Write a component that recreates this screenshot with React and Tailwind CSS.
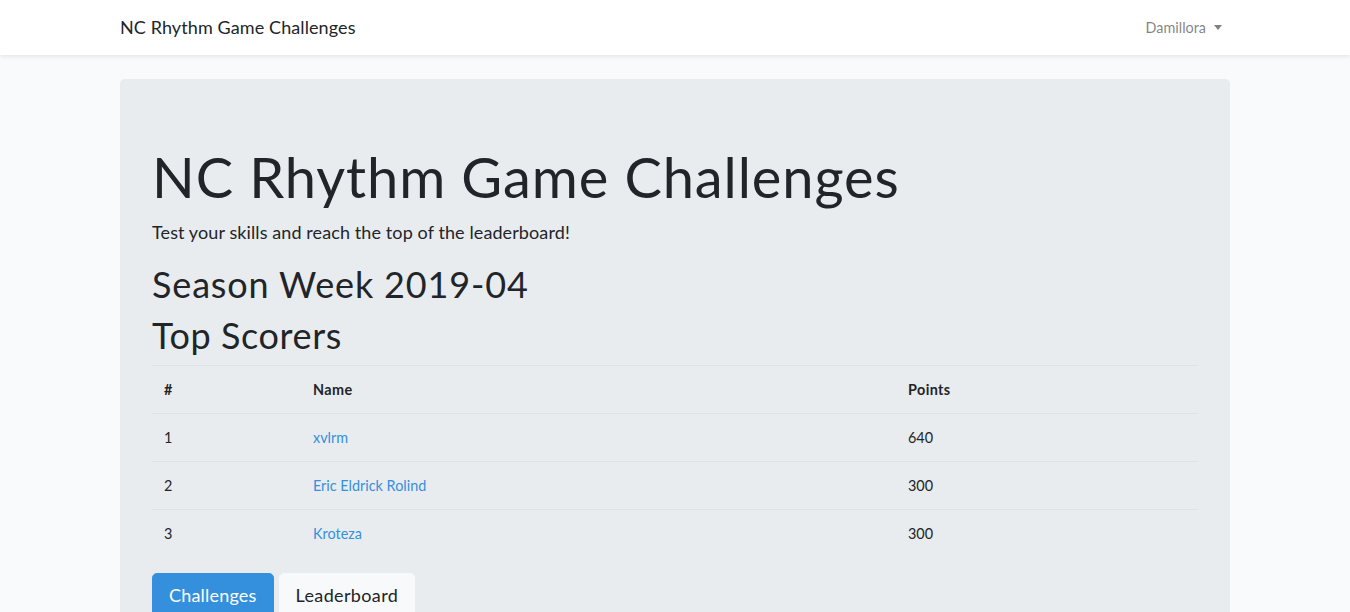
import React from "react";

const scorers = [
    { rank: 1, name: "xvlrm", points: 640 },
    { rank: 2, name: "Eric Eldrick Rolind", points: 300 },
    { rank: 3, name: "Kroteza", points: 300 },
];

const App = () => {
    return (
        <div className="min-h-screen bg-[#f8fafc] text-[#212529] font-['Lato','Noto_Sans',sans-serif] text-[14.4px] leading-[1.6]">
            {/* Navbar */}
            <nav className="bg-white shadow-[0_2px_4px_rgba(0,0,0,0.075)] py-2">
                <div className="max-w-[1140px] mx-auto px-[15px] flex items-center justify-between">
                    <a href="#" className="text-[18px] py-[5px] text-[#212529] tracking-[0.1px]">
                        NC Rhythm Game Challenges
                    </a>
                    <a href="#" className="flex items-center px-2 text-black/50">
                        Damillora
                        <span className="ml-[8px] inline-block w-0 h-0 border-x-[4px] border-x-transparent border-t-[5px] border-t-black/50" />
                    </a>
                </div>
            </nav>

            <main className="py-6">
                <div className="max-w-[1140px] mx-auto px-[15px]">
                    <div className="bg-[#e9ecef] rounded-[4.8px] px-8 pt-16 pb-16">
                        <h1 className="text-[56px] font-normal leading-[1.2] mb-2 tracking-[0.9px]">
                            NC Rhythm Game Challenges
                        </h1>
                        <p className="text-[18px] font-normal mb-4 tracking-[0.1px]">
                            Test your skills and reach the top of the leaderboard!
                        </p>
                        <h1 className="text-[36px] font-normal leading-[1.2] mb-2 tracking-[0.85px]">
                            Season Week 2019-04
                        </h1>
                        <h1 className="text-[36px] font-normal leading-[1.2] mb-2 tracking-[0.6px]">
                            Top Scorers
                        </h1>

                        <table className="w-full mb-4 border-collapse">
                            <thead>
                                <tr className="border-t border-[#dee2e6]">
                                    <th className="w-[149px] text-left font-bold p-3 border-b border-[#dee2e6]">#</th>
                                    <th className="w-[595px] text-left font-bold p-3 border-b border-[#dee2e6] tracking-[0.4px]">Name</th>
                                    <th className="text-left font-bold p-3 border-b border-[#dee2e6] tracking-[0.4px]">Points</th>
                                </tr>
                            </thead>
                            <tbody>
                                {scorers.map((s) => (
                                    <tr key={s.rank} className="border-t border-[#dee2e6]">
                                        <td className="p-3">{s.rank}</td>
                                        <td className="p-3">
                                            <a href="#" className="text-[#3490dc]">{s.name}</a>
                                        </td>
                                        <td className="p-3">{s.points}</td>
                                    </tr>
                                ))}
                            </tbody>
                        </table>

                        <div className="flex gap-[5px]">
                            <a href="#" className="bg-[#3490dc] text-white text-[18px] leading-[1.5] px-4 py-2 rounded-[4.8px] border border-[#3490dc] tracking-[0.2px]">
                                Challenges
                            </a>
                            <a href="#" className="bg-[#f8f9fa] text-[#212529] text-[18px] leading-[1.5] px-4 py-2 rounded-[4.8px] border border-[#f8f9fa] tracking-[0.35px]">
                                Leaderboard
                            </a>
                        </div>
                    </div>
                </div>
            </main>
        </div>
    );
};

export default App;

What the task requires
Would you return the data exactly as written, without the pictures?

Expected answer
Write a component that recreates this screenshot with React and Tailwind CSS.
import React from "react";

const scorers = [
    { rank: 1, name: "xvlrm", points: 640 },
    { rank: 2, name: "Eric Eldrick Rolind", points: 300 },
    { rank: 3, name: "Kroteza", points: 300 },
];

const App = () => {
    return (
        <div className="min-h-screen bg-[#f8fafc] text-[#212529] font-['Lato','Noto_Sans',sans-serif] text-[14.4px] leading-[1.6]">
            {/* Navbar */}
            <nav className="bg-white shadow-[0_2px_4px_rgba(0,0,0,0.075)] py-2">
                <div className="max-w-[1140px] mx-auto px-[15px] flex items-center justify-between">
                    <a href="#" className="text-[18px] py-[5px] text-[#212529] tracking-[0.1px]">
                        NC Rhythm Game Challenges
                    </a>
                    <a href="#" className="flex items-center px-2 text-black/50">
                        Damillora
                        <span className="ml-[8px] inline-block w-0 h-0 border-x-[4px] border-x-transparent border-t-[5px] border-t-black/50" />
                    </a>
                </div>
            </nav>

            <main className="py-6">
                <div className="max-w-[1140px] mx-auto px-[15px]">
                    <div className="bg-[#e9ecef] rounded-[4.8px] px-8 pt-16 pb-16">
                        <h1 className="text-[56px] font-normal leading-[1.2] mb-2 tracking-[0.9px]">
                            NC Rhythm Game Challenges
                        </h1>
                        <p className="text-[18px] font-normal mb-4 tracking-[0.1px]">
                            Test your skills and reach the top of the leaderboard!
                        </p>
                        <h1 className="text-[36px] font-normal leading-[1.2] mb-2 tracking-[0.85px]">
                            Season Week 2019-04
                        </h1>
                        <h1 className="text-[36px] font-normal leading-[1.2] mb-2 tracking-[0.6px]">
                            Top Scorers
                        </h1>

                        <table className="w-full mb-4 border-collapse">
                            <thead>
                                <tr className="border-t border-[#dee2e6]">
                                    <th className="w-[149px] text-left font-bold p-3 border-b border-[#dee2e6]">#</th>
                                    <th className="w-[595px] text-left font-bold p-3 border-b border-[#dee2e6] tracking-[0.4px]">Name</th>
                                    <th className="text-left font-bold p-3 border-b border-[#dee2e6] tracking-[0.4px]">Points</th>
                                </tr>
                            </thead>
                            <tbody>
                                {scorers.map((s) => (
                                    <tr key={s.rank} className="border-t border-[#dee2e6]">
                                        <td className="p-3">{s.rank}</td>
                                        <td className="p-3">
                                            <a href="#" className="text-[#3490dc]">{s.name}</a>
                                        </td>
                                        <td className="p-3">{s.points}</td>
                                    </tr>
                                ))}
                            </tbody>
                        </table>

                        <div className="flex gap-[5px]">
                            <a href="#" className="bg-[#3490dc] text-white text-[18px] leading-[1.5] px-4 py-2 rounded-[4.8px] border border-[#3490dc] tracking-[0.2px]">
                                Challenges
                            </a>
                            <a href="#" className="bg-[#f8f9fa] text-[#212529] text-[18px] leading-[1.5] px-4 py-2 rounded-[4.8px] border border-[#f8f9fa] tracking-[0.35px]">
                                Leaderboard
                            </a>
                        </div>
                    </div>
                </div>
            </main>
        </div>
    );
};

export default App;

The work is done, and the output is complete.